Toyota clearly thinks Tesla is onto something with this whole "camera" thing.
Remember when Elon Musk said all you needed to make self-driving cars work was a few cameras? Toyota clearly does, and here's proof.
Toyota has a subsidiary called Woven Planet. Essentially Toyota's advanced driver assist arm, the company is developing "the automated driving technologies of the future." It was founded back in January and employs around 1,600 people.
Toyota and Woven Planet pursue advanced self-driving technology but have taken a mildly different approach than Tesla. Instead, Toyota and Woven Planet use data collected by cameras to sort of "leapfrog" their lidar and camera tech by teaching the lidar sensors based on data collected from the cameras. So to be fair to Toyota, it's not like they blatantly copied Tesla.

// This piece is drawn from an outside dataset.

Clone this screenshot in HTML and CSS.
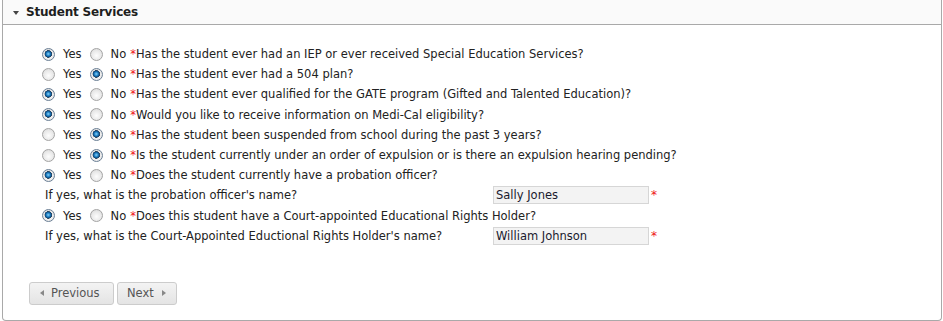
FILE: index.html
```html
<!DOCTYPE html>
<html>
<head>
<meta charset="utf-8">
<link rel="stylesheet" href="styles.css">
</head>
<body>
<div class="panel">
  <div class="panel-head">
    <span class="caret"></span>
    <span class="title">Student Services</span>
  </div>
  <div class="panel-body">
    <div class="row"><input type="radio" name="q1" checked><label>Yes</label><input type="radio" name="q1"><label class="no">No</label><span class="req">*</span>Has the student ever had an IEP or ever received Special Education Services?</div>
    <div class="row"><input type="radio" name="q2"><label>Yes</label><input type="radio" name="q2" checked><label class="no">No</label><span class="req">*</span>Has the student ever had a 504 plan?</div>
    <div class="row"><input type="radio" name="q3" checked><label>Yes</label><input type="radio" name="q3"><label class="no">No</label><span class="req">*</span>Has the student ever qualified for the GATE program (Gifted and Talented Education)?</div>
    <div class="row"><input type="radio" name="q4" checked><label>Yes</label><input type="radio" name="q4"><label class="no">No</label><span class="req">*</span>Would you like to receive information on Medi-Cal eligibility?</div>
    <div class="row"><input type="radio" name="q5"><label>Yes</label><input type="radio" name="q5" checked><label class="no">No</label><span class="req">*</span>Has the student been suspended from school during the past 3 years?</div>
    <div class="row"><input type="radio" name="q6"><label>Yes</label><input type="radio" name="q6" checked><label class="no">No</label><span class="req">*</span>Is the student currently under an order of expulsion or is there an expulsion hearing pending?</div>
    <div class="row"><input type="radio" name="q7" checked><label>Yes</label><input type="radio" name="q7"><label class="no">No</label><span class="req">*</span>Does the student currently have a probation officer?</div>
    <div class="row text-row"><span class="field-label">If yes, what is the probation officer's name?</span><input class="field" type="text" value="Sally Jones"><span class="req req-field">*</span></div>
    <div class="row"><input type="radio" name="q8" checked><label>Yes</label><input type="radio" name="q8"><label class="no">No</label><span class="req">*</span>Does this student have a Court-appointed Educational Rights Holder?</div>
    <div class="row text-row"><span class="field-label">If yes, what is the Court-Appointed Eductional Rights Holder's name?</span><input class="field" type="text" value="William Johnson"><span class="req req-field">*</span></div>
    <div class="buttons">
      <button class="btn btn-prev"><span class="tri tri-left"></span>Previous</button>
      <button class="btn btn-next"><span class="btn-text">Next</span><span class="tri tri-right"></span></button>
    </div>
  </div>
</div>
</body>
</html>
```

FILE: styles.css
```css
html, body {
  margin: 0;
  padding: 0;
  background: #ffffff;
}

body {
  font-family: "DejaVu Sans", Verdana, sans-serif;
  font-size: 11.5px;
  color: #222222;
}

.panel {
  margin-left: 2px;
  width: 940px;
  height: 321px;
  box-sizing: border-box;
  border: 1px solid #a9a9a9;
  border-top: 0;
  border-radius: 0 0 4px 4px;
  background: #ffffff;
}

.panel-head {
  height: 25px;
  box-sizing: border-box;
  border-bottom: 1px solid #a9a9a9;
  background: #fafafa;
  display: flex;
  align-items: center;
  padding-left: 10px;
}

.caret {
  width: 0;
  height: 0;
  border-left: 3.5px solid transparent;
  border-right: 3.5px solid transparent;
  border-top: 4px solid #444444;
  margin-right: 7px;
  margin-top: 1px;
}

.title {
  font-weight: bold;
  font-size: 12px;
  color: #1e1e1e;
  letter-spacing: -0.2px;
}

.panel-body {
  padding: 19px 0 0 39px;
}

.row {
  height: 20.2px;
  display: flex;
  align-items: center;
  white-space: nowrap;
}

.row input[type="radio"] {
  appearance: none;
  -webkit-appearance: none;
  width: 13px;
  height: 13px;
  margin: 0 8px 0 0;
  border: 1px solid #a4a4a4;
  border-radius: 50%;
  background: radial-gradient(circle at 50% 60%, #fdfdfd 0%, #e9e9e9 55%, #d4d4d4 100%);
  box-sizing: border-box;
  flex: none;
}

.row input[type="radio"]:checked {
  border-color: #6b7f95;
  background:
    radial-gradient(circle at 48% 45%, #8fd0f5 0, #2c8fd0 1.6px, #0b4d86 3px, #32465c 3.6px, transparent 3.9px),
    radial-gradient(circle at 50% 60%, #fdfdfd 0%, #e9e9e9 55%, #d4d4d4 100%);
}

.row label {
  margin-right: 8px;
}

.row label.no {
  margin-right: 0;
}

.req {
  color: #ee1111;
  margin-left: 4px;
}

.text-row {
  padding-left: 3px;
}

.field-label {
  width: 448px;
  flex: none;
}

.field {
  width: 156px;
  height: 18px;
  box-sizing: border-box;
  border: 1px solid #d6d6d6;
  background: #f3f3f3;
  font-family: "DejaVu Sans", Verdana, sans-serif;
  font-size: 11.5px;
  color: #1a1a2e;
  padding: 0 0 0 2px;
  margin: 0;
}

.req-field {
  margin-left: 2px;
  font-size: 12px;
}

.buttons {
  display: flex;
  gap: 3px;
  margin-top: 36px;
  margin-left: -13px;
}

.btn {
  height: 23px;
  box-sizing: border-box;
  border: 1px solid #cccccc;
  border-radius: 3px;
  background: linear-gradient(#f3f3f3, #e4e4e4);
  color: #555555;
  font-family: "DejaVu Sans", Verdana, sans-serif;
  font-size: 11.5px;
  display: flex;
  align-items: center;
  padding: 0 0 0 10px;
}

.btn-prev {
  width: 85px;
}

.btn-next {
  width: 60px;
  padding-left: 9px;
}

.tri {
  width: 0;
  height: 0;
  border-top: 3.5px solid transparent;
  border-bottom: 3.5px solid transparent;
}

.tri-left {
  border-right: 4px solid #888888;
  margin-right: 7px;
}

.tri-right {
  border-left: 4px solid #888888;
  margin-left: 8px;
}
```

In fact, the 2019 Lexus test vehicle shown in the pictures here is an excellent example. While the Lexus test car doesn't rely exclusively on cameras, as the quarter panels' sensors indicate, it makes liberal use of them. Since 2019, Woven Planet has made some progress in that regard, according to Reuters.
The Toyota subsidiary told the publication that it used cameras to collect data being used to "train" its self-driving software. Think of it like this: the cameras can help the lidar sensors "learn" through that data. Like Tesla, both Toyota and Woven Planet have realized the cost benefits of using cameras instead of costlier lidar sensors. These cameras are apparently 90% cheaper than lidar sensors.
Woven Planet says that gathering driving data from a vast fleet of cars like the Toyota Camry is essential to help develop a reliable self-driving system, but it's incredibly costly. Don't expect it to be an option on your Toyota 4Runner anytime soon.
Cameras make it easier to cast a wider net without those expensive sensors. However, the move is against the self-driving tide, with Waymo and others choosing to invest in those very same, more expensive lidar sensors.
Michael Benisch, VP of engineering at Woven Planet said that the company needs a lot of data. "It's not sufficient to just have a small amount of data that can be collected from a small fleet of very expensive autonomous vehicles." However, Benisch said that Toyota will still use multiple sensors, like lidar and radar, on robotaxis and other roadgoing autonomous vehicles. Still, Benisch believes that in the future, it'll be entirely possible that camera tech can be used to either catch up to or overtake, sensor-driven self-driving systems. Unfortunately, Benisch says Woven Planet just doesn't know when the technology will become safe and reliable.